Moses became silent. But it was gradually becoming unbearable for him to put up with the seemingly stupid actions of Hazrat.

The journey continued.  On the way they found some boys playing with each other. Hazrat caught hold of one boy and hit him very hard. The boy died on the spot.

Moses could not believe what he saw. This was the limit of his patience. He yelled at Khizr in total disbelief, “What have you done! You have killed an innocent boy ruthlessly! Are you a demon in human form?”

Moses went on lamenting, “O Lord! Is this the holy man You want me to learn from? He is an embodiment of stupidity and cruelty! How can I obey and submit to such a devil? Where have You brought me, O Lord!”

“Leave me and go away,” said Khizr when he had finished. “It is quite evident that you are unfit to be in my company or to receive my teaching.”

This was absolutely agreeable to Moses, for he had seen no purpose whatever in the things that Khizr had done, and had learnt no lessons from them.

Moses decided to part ways.  After packing up, he came to meet Hazrat to bid farewell. He told Hazrat, “I have decided to leave you, Khizr,” he said, “but before I do so, I have a final question to ask you. Please tell me why you did these strange things.”

  “Listen,” said Khizr. “Here are my reasons for doing what I did. I broke the boat that belonged to the poor people because a king with a large army will soon pass through this region. He and his soldiers will take away all the boats except the broken one. The poor ones can easily repair it, and make a great deal of money ferrying the people across the river.

“The wall that we repaired was part of a house that belongs to two little orphan children, and inside the wall, there is hidden a treasure of jewels and gold. This treasure belonged to their righteous father who is no more. The Lord wanted to protect the treasure until these children grow up and become mature. When the children come of age, they will have the house and will find the treasure.
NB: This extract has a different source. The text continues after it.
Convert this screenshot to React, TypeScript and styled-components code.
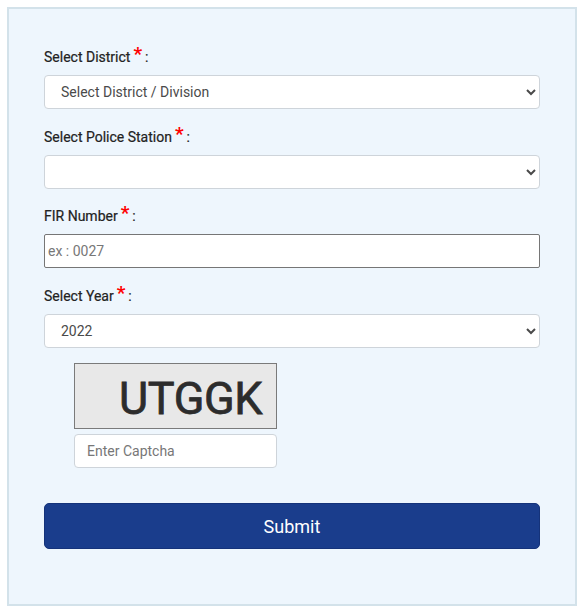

“The boy who was killed had all criminal tendencies latent in him. His parents are great devotees of the Lord. Had he been alive, he would have tortured his parents and would have created a hell of sufferings for the whole village. It was the will of the Lord to eliminate him for the welfare of all. Very soon the Lord is going to bless the devoted parents with a virtuous child.

“Whatever I have done, it was only according to the instruction of the supreme Lord. I do nothing on my own. He commands and I implement it without questioning. Who am I to go against His will? I do what pleases Him, not what pleases me. I am a mere instrument in His hands. Hence I am free from the fear of criticism and insult, guilt or remorse.”

 Khizr became silent.

Moses was filled with deep regret for having misunderstood Hazrat and for having abused such a holy man. With tear-filled eyes, Moses bowed before him in utter humility, and said, “Sir! In my ignorance, I misbehaved with you. I sincerely beg your forgiveness. I am truly grateful to you, for you have humbled the pride in me, and have taught me what true surrender is. Please bless me…”

The ignorant ones say, “Which God? Mine will be done!” The wise say “Thou Lord! Thy will be done!” The former suffer and repent. The latter relax and rejoice.

Let’s surrender. Only then can the omniscient Lord guide us and lead us out from this abode of illusion to the abode of Truth.